Here I am, trying to solve the world’s linguistic missteps.
My Mexican brother sent me the text of an interview between Ezra Klein and Margaret Atwood, which appeared in the New York Times on Friday, March 25. The article, entitled, Margaret Atwood on Stories, Deception and the Bible, is quite long but extremely interesting. For those of you who might subscribe to the NYT, it’s well worth finding it and reading it. It is especially compelling reading, in my opinion, as we attempt to understand what is behind Russia’s war against Ukraine and what the long-term holds for that conflict and the planet at large.
For the last two days, I’ve made a breakfast of clementine segments, sliced avocado, sliced tomato, and small bits of feta cheese. The avocados are gone. I may revert to cereal (the old standby) this morning or poached eggs with toast. We have bacon and sausage, but it’s frozen and I do not feel like thawing it. One day soon, I will make a Japanese breakfast: miso soup, a tiny piece of pan-grilled salmon on a small bed of white rice, and some slices of radish and cucumber. At least that’s my version of a Japanese breakfast. My Chinese breakfast, pork congee, can be used for any meal at any time of day. But so can any meal from any culture; we just have to be sufficiently adventurous. And we have to overcome our usually irrational biases against eating certain things at certain times of day. It’s perfectly okay to have Pepsi and scrambled eggs at lunch. And coffee with milk and cereal for dinner is just fine. A ribeye steak and baked potato at breakfast would suit me just fine. After all, there exists and admonish that we ought to: “eat like a king at breakfast, like a prince at lunch, and like a pauper at dinner.” I’m game.

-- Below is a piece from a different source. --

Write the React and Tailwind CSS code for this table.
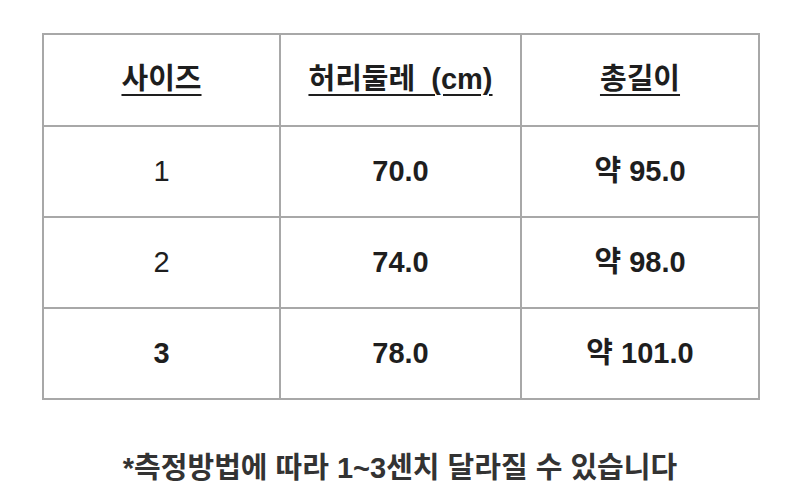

Today, I have two doctor appointments and I absolutely must do my income taxes. But at least we will have a nice evening with a friend. We’ll take her dinner and chat with her about all manner of “stuff.” And we will turn her swivel rocker upside down to get details on the manufacturer; we’d rather buy a chair like it than be forced to steal hers. 😉 I suppose we will end the evening with another episode or two of Pieces of Her. Life is good.
Hello, Patty! I am trying…and you are doing the same! You’re doing an especially fine job of it! You can teach me a lot…and I am your willing student! 😉
Good morning,John! Enjoy life…one day at a time! Looks to me like you’re doing a good job of it.